→ INSTRUCTION: Word for word, print each line of the listing below; pictures stay out.

→ RECORDED INFORMATION:
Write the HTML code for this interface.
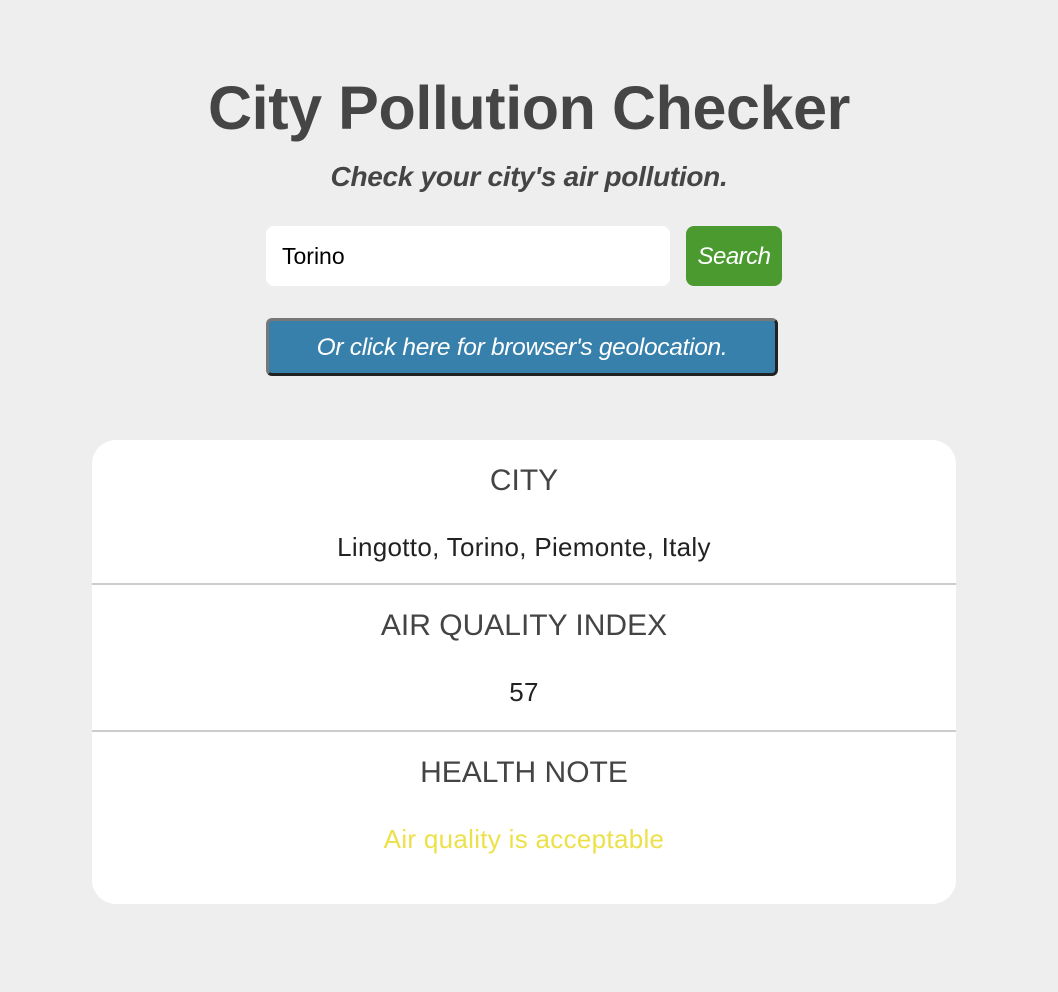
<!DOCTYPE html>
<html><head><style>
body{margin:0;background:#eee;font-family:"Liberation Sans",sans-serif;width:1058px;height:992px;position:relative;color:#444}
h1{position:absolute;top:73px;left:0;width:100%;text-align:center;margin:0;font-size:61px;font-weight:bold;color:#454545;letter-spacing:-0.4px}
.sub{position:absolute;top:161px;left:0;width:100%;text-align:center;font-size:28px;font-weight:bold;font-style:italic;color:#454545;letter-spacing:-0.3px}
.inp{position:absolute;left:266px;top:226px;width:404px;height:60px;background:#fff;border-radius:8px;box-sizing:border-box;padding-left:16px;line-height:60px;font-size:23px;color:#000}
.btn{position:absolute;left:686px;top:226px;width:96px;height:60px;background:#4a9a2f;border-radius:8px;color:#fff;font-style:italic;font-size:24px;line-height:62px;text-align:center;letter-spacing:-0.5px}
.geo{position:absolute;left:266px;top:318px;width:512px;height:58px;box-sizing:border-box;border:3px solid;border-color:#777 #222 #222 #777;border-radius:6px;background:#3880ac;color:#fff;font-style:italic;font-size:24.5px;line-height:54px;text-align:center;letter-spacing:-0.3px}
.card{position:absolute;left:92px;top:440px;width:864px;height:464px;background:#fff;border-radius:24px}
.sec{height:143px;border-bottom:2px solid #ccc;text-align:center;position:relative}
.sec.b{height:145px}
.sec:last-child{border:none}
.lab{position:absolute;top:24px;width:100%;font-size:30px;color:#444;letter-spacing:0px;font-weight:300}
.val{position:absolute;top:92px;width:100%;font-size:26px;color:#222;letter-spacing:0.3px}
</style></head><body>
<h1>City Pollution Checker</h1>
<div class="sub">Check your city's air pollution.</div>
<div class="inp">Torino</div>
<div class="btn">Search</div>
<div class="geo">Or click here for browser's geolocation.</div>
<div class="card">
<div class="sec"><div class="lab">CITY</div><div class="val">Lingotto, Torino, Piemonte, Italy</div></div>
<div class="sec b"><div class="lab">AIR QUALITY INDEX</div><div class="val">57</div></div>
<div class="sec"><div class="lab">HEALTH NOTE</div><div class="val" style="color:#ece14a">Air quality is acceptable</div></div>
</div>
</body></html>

→ EXERCISE SOLUTION:
Write the HTML code for this interface.
<!DOCTYPE html>
<html><head><style>
body{margin:0;background:#eee;font-family:"Liberation Sans",sans-serif;width:1058px;height:992px;position:relative;color:#444}
h1{position:absolute;top:73px;left:0;width:100%;text-align:center;margin:0;font-size:61px;font-weight:bold;color:#454545;letter-spacing:-0.4px}
.sub{position:absolute;top:161px;left:0;width:100%;text-align:center;font-size:28px;font-weight:bold;font-style:italic;color:#454545;letter-spacing:-0.3px}
.inp{position:absolute;left:266px;top:226px;width:404px;height:60px;background:#fff;border-radius:8px;box-sizing:border-box;padding-left:16px;line-height:60px;font-size:23px;color:#000}
.btn{position:absolute;left:686px;top:226px;width:96px;height:60px;background:#4a9a2f;border-radius:8px;color:#fff;font-style:italic;font-size:24px;line-height:62px;text-align:center;letter-spacing:-0.5px}
.geo{position:absolute;left:266px;top:318px;width:512px;height:58px;box-sizing:border-box;border:3px solid;border-color:#777 #222 #222 #777;border-radius:6px;background:#3880ac;color:#fff;font-style:italic;font-size:24.5px;line-height:54px;text-align:center;letter-spacing:-0.3px}
.card{position:absolute;left:92px;top:440px;width:864px;height:464px;background:#fff;border-radius:24px}
.sec{height:143px;border-bottom:2px solid #ccc;text-align:center;position:relative}
.sec.b{height:145px}
.sec:last-child{border:none}
.lab{position:absolute;top:24px;width:100%;font-size:30px;color:#444;letter-spacing:0px;font-weight:300}
.val{position:absolute;top:92px;width:100%;font-size:26px;color:#222;letter-spacing:0.3px}
</style></head><body>
<h1>City Pollution Checker</h1>
<div class="sub">Check your city's air pollution.</div>
<div class="inp">Torino</div>
<div class="btn">Search</div>
<div class="geo">Or click here for browser's geolocation.</div>
<div class="card">
<div class="sec"><div class="lab">CITY</div><div class="val">Lingotto, Torino, Piemonte, Italy</div></div>
<div class="sec b"><div class="lab">AIR QUALITY INDEX</div><div class="val">57</div></div>
<div class="sec"><div class="lab">HEALTH NOTE</div><div class="val" style="color:#ece14a">Air quality is acceptable</div></div>
</div>
</body></html>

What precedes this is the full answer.